Documentation
¶
Overview ¶
Package corpus extracts plain-text turns from Claude Code session transcripts (`~/.claude/projects/<project>/<sessionUUID>.jsonl`).
One JSONL file = one session. Each line is a record. We care about type=user and type=assistant; everything else (file-history-snapshot, system, queue-operation, sidechain) is skipped.
Index ¶
- func Extract(path string, fn func(Turn) error) error
- func HashFile(path string) (string, int64, time.Time, error)
- func ListJSONLFiles(path string) ([]string, error)
- type SourceFile
- type Store
- func (s *Store) Close() error
- func (s *Store) CountTurns(ctx context.Context) (int, error)
- func (s *Store) HasSourceFile(ctx context.Context, sf SourceFile) (bool, error)
- func (s *Store) IterateTurns(ctx context.Context, fn func(StoredTurn) error) error
- func (s *Store) PutSourceFile(ctx context.Context, sf SourceFile) error
- func (s *Store) PutTurn(ctx context.Context, t Turn) error
- func (s *Store) SnapshotHash(ctx context.Context) (string, error)
- type StoredTurn
- type Turn
Constants ¶
This section is empty.
Variables ¶
This section is empty.
Functions ¶
func Extract ¶
Extract walks `path` (file or dir) and invokes fn for every Turn extracted in source order. On a directory, all *.jsonl files are processed in lexicographic order; each file is streamed line by line so memory is O(turn) not O(corpus).
func HashFile ¶
HashFile returns the sha256 hex digest of a file's full contents. Helper for the SourceFile dedup key.
func ListJSONLFiles ¶
ListJSONLFiles returns the *.jsonl files Extract would process for path (file or dir). Useful for sizing progress bars in advance.
Types ¶
type SourceFile ¶
type SourceFile struct {
Path string
ModTime time.Time
SizeBytes int64
ContentHash string
IngestedAt time.Time
}
SourceFile is the dedup unit for ingest: the same path+mtime+sha is skipped on a re-run.
type Store ¶
type Store struct {
// contains filtered or unexported fields
}
Store wraps corpus.sqlite, the per-dataset record of which source JSONL files have been seen and which turns we extracted from them.
func (*Store) CountTurns ¶
CountTurns returns the total number of turn rows.
func (*Store) HasSourceFile ¶
HasSourceFile reports whether the (path, mtime, sha) tuple has already been ingested. Used to short-circuit re-ingest of unchanged JSONL files.

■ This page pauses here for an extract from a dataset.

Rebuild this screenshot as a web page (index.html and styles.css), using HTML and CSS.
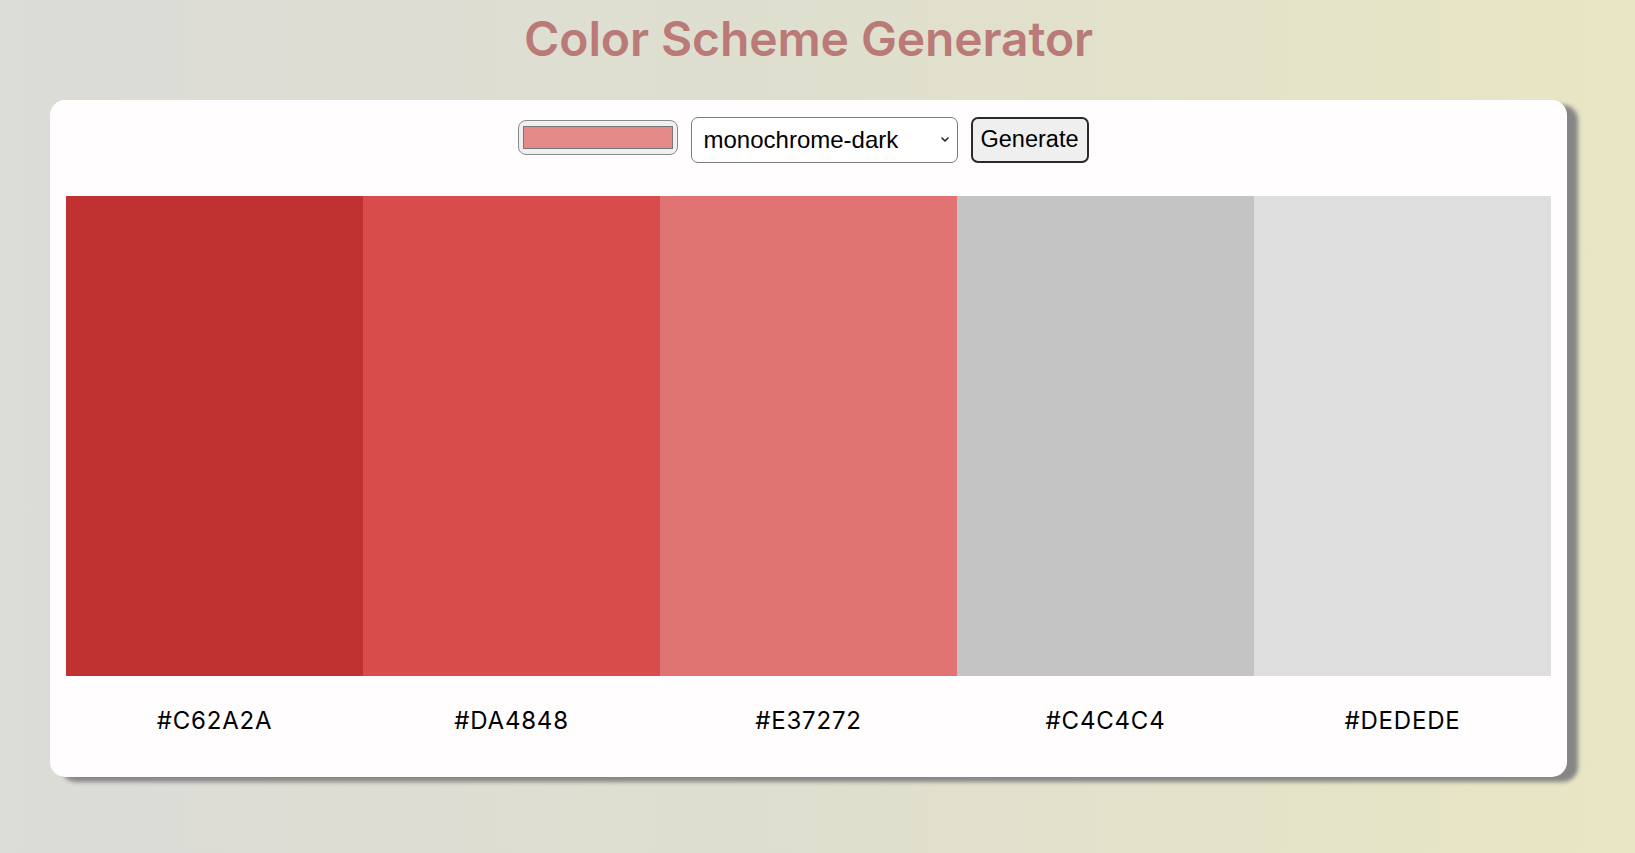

func (*Store) IterateTurns ¶
IterateTurns calls fn for every turn in chronological (ts) order. Streamed; safe for large corpora.

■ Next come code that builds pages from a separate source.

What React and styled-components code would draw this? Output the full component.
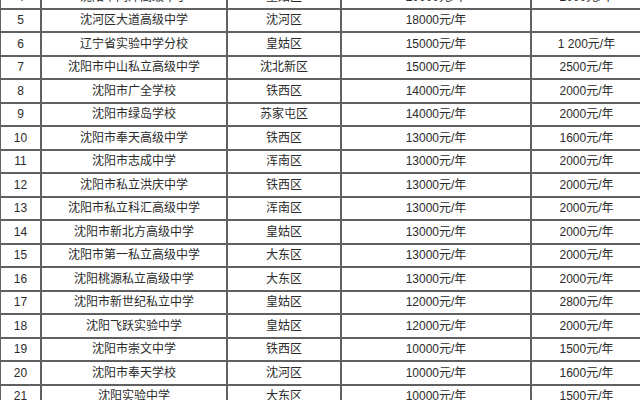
import React from 'react';
import styled, { createGlobalStyle } from 'styled-components';

const GlobalStyle = createGlobalStyle`
  html, body {
    margin: 0;
    padding: 0;
    background: #fff;
  }
  body {
    font-family: "Liberation Sans", "Noto Sans CJK SC", sans-serif;
  }
`;

const Frame = styled.div`
  width: 640px;
  height: 400px;
  overflow: hidden;
  background: #fff;
`;

const Table = styled.table`
  margin: -16px 0 0 -1px;
  width: 642px;
  border-collapse: collapse;
  table-layout: fixed;
`;

const Col = styled.col`
  width: ${(p) => p.$w}px;
`;

const Row = styled.tr`
  height: 23.5px;
`;

const Cell = styled.td`
  border: 2px solid #606060;
  padding: 0;
  text-align: center;
  vertical-align: middle;
  font-size: 12px;
  line-height: 14px;
  color: #2b2b2b;
  white-space: nowrap;
  overflow: hidden;
`;

const widths = [41, 186, 114, 190, 111];

const rows = [
  ['4', '沈阳市同泽高级中学', '皇姑区', '20000元/年', '2000元/年'],
  ['5', '沈河区大道高级中学', '沈河区', '18000元/年', ''],
  ['6', '辽宁省实验中学分校', '皇姑区', '15000元/年', '1 200元/年'],
  ['7', '沈阳市中山私立高级中学', '沈北新区', '15000元/年', '2500元/年'],
  ['8', '沈阳市广全学校', '铁西区', '14000元/年', '2000元/年'],
  ['9', '沈阳市绿岛学校', '苏家屯区', '14000元/年', '2000元/年'],
  ['10', '沈阳市奉天高级中学', '铁西区', '13000元/年', '1600元/年'],
  ['11', '沈阳市志成中学', '浑南区', '13000元/年', '2000元/年'],
  ['12', '沈阳市私立洪庆中学', '铁西区', '13000元/年', '2000元/年'],
  ['13', '沈阳市私立科汇高级中学', '浑南区', '13000元/年', '2000元/年'],
  ['14', '沈阳市新北方高级中学', '皇姑区', '13000元/年', '2000元/年'],
  ['15', '沈阳市第一私立高级中学', '大东区', '13000元/年', '2000元/年'],
  ['16', '沈阳桃源私立高级中学', '大东区', '13000元/年', '2000元/年'],
  ['17', '沈阳市新世纪私立中学', '皇姑区', '12000元/年', '2800元/年'],
  ['18', '沈阳飞跃实验中学', '皇姑区', '12000元/年', '2000元/年'],
  ['19', '沈阳市崇文中学', '铁西区', '10000元/年', '1500元/年'],
  ['20', '沈阳市奉天学校', '沈河区', '10000元/年', '1600元/年'],
  ['21', '沈阳实验中学', '大东区', '10000元/年', '1500元/年'],
];

const App = () => {
  return (
    <Frame>
      <GlobalStyle />
      <Table>
        <colgroup>
          {widths.map((w, i) => (
            <Col key={i} $w={w} />
          ))}
        </colgroup>
        <tbody>
          {rows.map((r) => (
            <Row key={r[0]}>
              {r.map((v, i) => (
                <Cell key={i}>{v}</Cell>
              ))}
            </Row>
          ))}
        </tbody>
      </Table>
    </Frame>
  );
};

export default App;
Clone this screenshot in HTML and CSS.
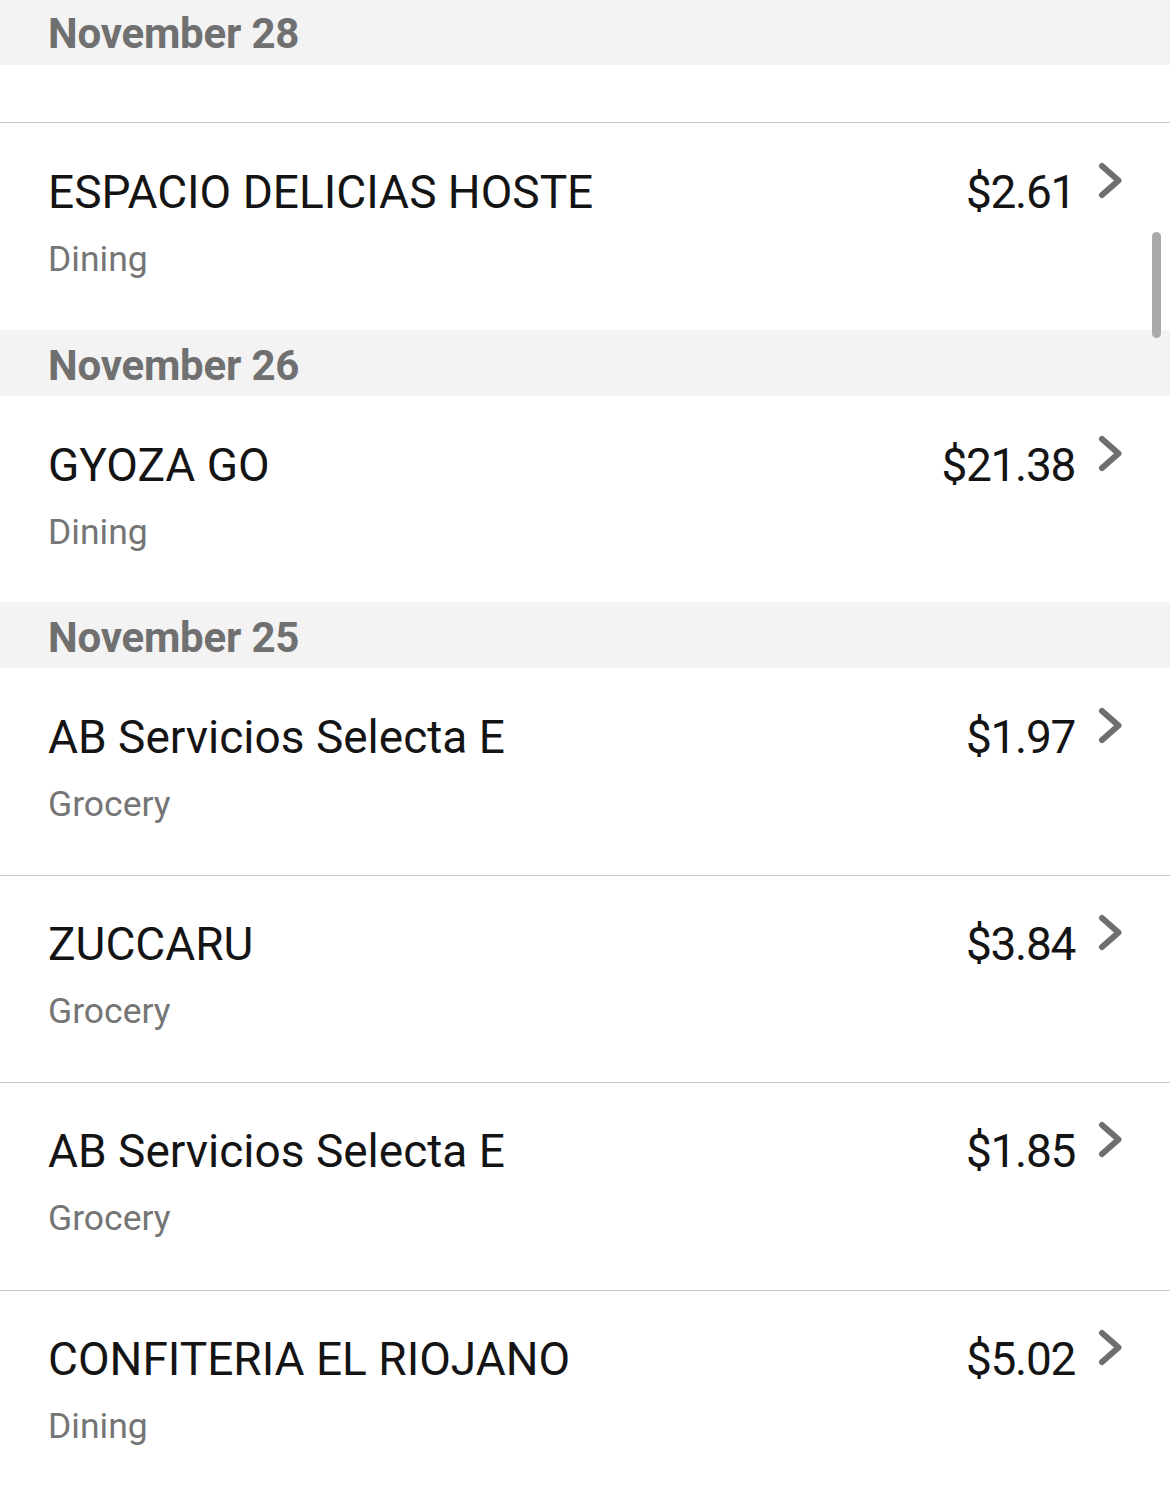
FILE: index.html
```html
<!DOCTYPE html>
<html lang="en">
<head>
<meta charset="utf-8">
<title>Transactions</title>
<link rel="stylesheet" href="styles.css">
</head>
<body>
<div class="list">
  <div class="date-header first">November 28</div>
  <div class="clipped-row"></div>

  <div class="row">
    <div class="info">
      <div class="title">ESPACIO DELICIAS HOSTE</div>
      <div class="category">Dining</div>
    </div>
    <div class="amount">$2.61</div>
    <svg class="chev" viewBox="0 0 25 38" width="25" height="38"><polyline points="4,4 20.5,18.5 4,33" /></svg>
  </div>

  <div class="date-header">November 26</div>
  <div class="row">
    <div class="info">
      <div class="title">GYOZA GO</div>
      <div class="category">Dining</div>
    </div>
    <div class="amount">$21.38</div>
    <svg class="chev" viewBox="0 0 25 38" width="25" height="38"><polyline points="4,4 20.5,18.5 4,33" /></svg>
  </div>

  <div class="date-header">November 25</div>
  <div class="row">
    <div class="info">
      <div class="title">AB Servicios Selecta E</div>
      <div class="category">Grocery</div>
    </div>
    <div class="amount">$1.97</div>
    <svg class="chev" viewBox="0 0 25 38" width="25" height="38"><polyline points="4,4 20.5,18.5 4,33" /></svg>
  </div>
  <div class="row sep">
    <div class="info">
      <div class="title">ZUCCARU</div>
      <div class="category">Grocery</div>
    </div>
    <div class="amount">$3.84</div>
    <svg class="chev" viewBox="0 0 25 38" width="25" height="38"><polyline points="4,4 20.5,18.5 4,33" /></svg>
  </div>
  <div class="row sep">
    <div class="info">
      <div class="title">AB Servicios Selecta E</div>
      <div class="category">Grocery</div>
    </div>
    <div class="amount">$1.85</div>
    <svg class="chev" viewBox="0 0 25 38" width="25" height="38"><polyline points="4,4 20.5,18.5 4,33" /></svg>
  </div>
  <div class="row sep">
    <div class="info">
      <div class="title">CONFITERIA EL RIOJANO</div>
      <div class="category">Dining</div>
    </div>
    <div class="amount">$5.02</div>
    <svg class="chev" viewBox="0 0 25 38" width="25" height="38"><polyline points="4,4 20.5,18.5 4,33" /></svg>
  </div>
</div>
<div class="scrollbar"></div>
</body>
</html>
```

FILE: styles.css
```css
html, body {
  margin: 0;
  padding: 0;
  background: #ffffff;
}
body {
  width: 1170px;
  height: 1487px;
  overflow: hidden;
  position: relative;
  font-family: Roboto, "Noto Sans", sans-serif;
}
.list {
  display: flex;
  flex-direction: column;
}
.date-header {
  box-sizing: border-box;
  height: 66px;
  padding: 6px 0 0 48px;
  background: #f3f3f3;
  color: #707070;
  font-weight: 700;
  font-size: 42px;
  line-height: 60px;
  letter-spacing: -0.2px;
}
.date-header.first {
  height: 65px;
  padding-top: 4px;
}
.clipped-row {
  height: 57px;
  border-bottom: 1px solid #c8c8c8;
}
.row {
  box-sizing: border-box;
  height: 206.5px;
  display: flex;
  align-items: flex-start;
  padding: 41px 47px 0 48px;
}
.row.sep {
  border-top: 1px solid #c8c8c8;
  height: 207.5px;
  padding-top: 40px;
}
.info {
  flex: 1;
  display: flex;
  flex-direction: column;
}
.title {
  font-size: 46px;
  line-height: 56px;
  color: #141414;
}
.category {
  margin-top: 18px;
  font-size: 35.5px;
  line-height: 42px;
  color: #757575;
}
.amount {
  font-size: 46px;
  line-height: 56px;
  color: #141414;
  letter-spacing: -1.3px;
  margin-right: 23px;
}
.chev {
  margin-top: -2px;
  flex: none;
}
.chev polyline {
  fill: none;
  stroke: #6e6e6e;
  stroke-width: 6;
  stroke-linecap: round;
  stroke-linejoin: round;
}
.scrollbar {
  position: absolute;
  left: 1152px;
  top: 232px;
  width: 9px;
  height: 106px;
  border-radius: 5px;
  background: #a9a9a9;
}
```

func (*Store) PutSourceFile ¶
func (s *Store) PutSourceFile(ctx context.Context, sf SourceFile) error
PutSourceFile records that a file was ingested.
type StoredTurn ¶
type StoredTurn struct {
ID int64
UUID string
SessionID string
Role string
Text string
Timestamp time.Time
Source string
}
StoredTurn mirrors corpus.Turn but adds a stable per-dataset ID.
type Turn ¶
type Turn struct {
Role string // "user" | "assistant"
Text string // concatenated text content (no thinking, no tool I/O)
Timestamp time.Time // wall-clock from the JSONL record
SessionID string
UUID string
ParentUUID string
Sidechain bool
SourceFile string
LineNumber int
GitBranch string
}
Turn is one extracted user or assistant turn ready for chunking + embedding. SourceFile + LineNumber identify the JSONL line for traceability.